I can only imagine what it was like to be around this profoundly wise, playful, generous, and deeply gifted soul on a daily basis as Peter had. Just knowing about him and studying his music has made me a better musician. His contributions to our art border on the metaphysical and we, as a people, are far less without his living presence amongst us. But as with all things in art, we have his wonderful body of work to listen to and to cherish.
There are far too many great examples of Wayne’s genius to list here, so I will share but one. Joni Mitchell did a breathtakingly beautiful rendition of her classic song “Both Sides Now” on her album of the same name released in 2000. On this particular iteration of her well known composition, I feel that you can hear in her voice the older wisdom of experiential knowledge as she artfully renders each lyric with special heartbreak, angst, and acceptance. To add to this, the great Vincent Mendoza orchestrates an almost impossibly beautiful string accompaniment that I am in awe of.
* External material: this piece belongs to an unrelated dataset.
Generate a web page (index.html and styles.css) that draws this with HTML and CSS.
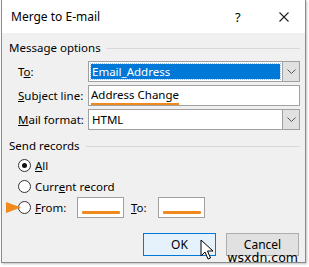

And on top of everything else, seemingly floating above it all like the last leaf of autumn, Wayne’s soprano sax offers up the perfect commentary. Every time I hear this, I am so touched by what Wayne does not play as much as I am by the perfect notes that he does choose to play. When he sounds the final moment of the song, it is only then that we realize we have arrived at tonic as he lands on the major third. Incredible! Taken as a whole, this track never fails to make my cry…and it always feels great.
Thank you for everything Wayne! Godspeed to you, Sir. We are all very, very glad that you were born.